I recently ran across this critical view of “bureaucratic language” in journalism. According to the writer interviewed:
“[Bureaucratic language] removes the actors from their actions, thereby obscuring attributions of responsibility and leaving the reader with little information about cause and effect. These absences are particularly problematic when it comes to reporting on complex political and social issues. If one of the roles of journalism is to promote accountability, then our reporting must not shield responsible actors through our syntactic structure.”
The example in the article is that of an “officer-involved shooting” – which is a particularly tortured way to avoid saying directly that an officer shot a civilian. The construction is not technically the passive voice, but has the same effect, erasing the person who’s actually doing something, in this case, shooting someone.

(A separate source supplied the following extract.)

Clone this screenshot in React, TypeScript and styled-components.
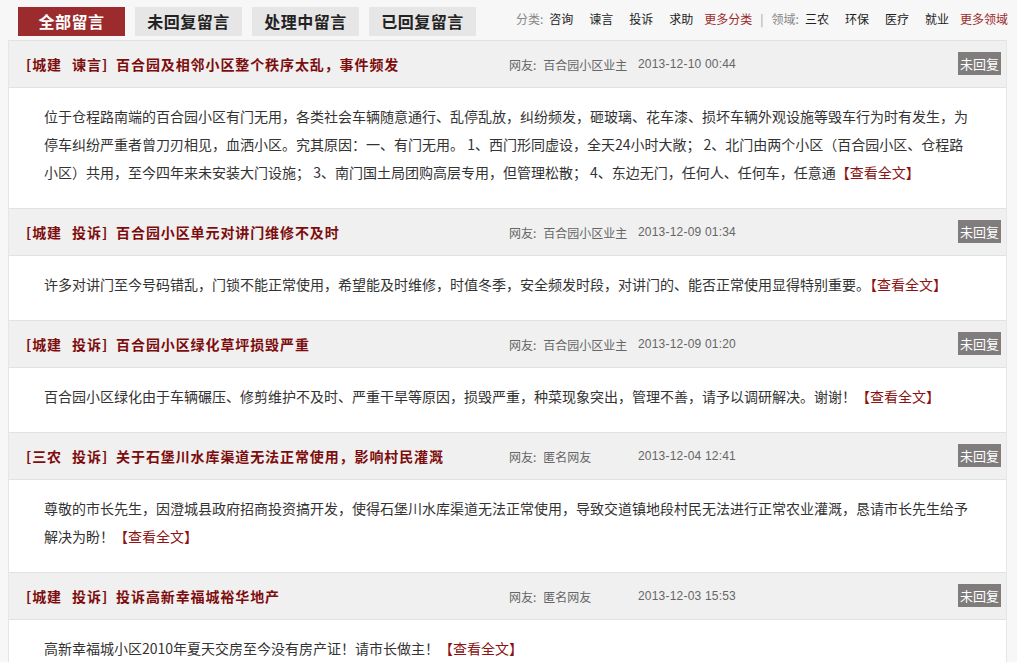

For me, one way to avoid this weaselly wording is a grammatical principle that I initially encountered a few years ago in the University of Chicago's "Little Red Schoolhouse" and the related book Style: Toward Clarity and Grace, by Joseph Williams. The principle is now the basis for much of my line editing.
As I'm reading a draft manuscript, I identify its main “characters,” the handful of agents (human or nonhuman, concrete or abstract) that the text is intended to be about. In academic articles, these are often the keywords; for this short blog post, they are something like bureaucratic language, the quality of writing, characters, accountability, etc.
Then I go back through the document line by line and make suggested edits so that most of the sentences have those characters as their main (grammatical) subjects. Of course not all of the sentences need to be structured that way; there are other details or tangents that the author likely wants to cover.
This approach is mostly about improving the clarity and cadence of the text. But it also can help ensure that the "man behind the curtain," so to speak, is revealed.
For more on this “debasement of language" in the name of obscuring powerful actors, see George Orwell’s 1946 essay “Politics and the English Language" or the call from contemporary writer Rebecca Solnit to describe climate change as a form of violence.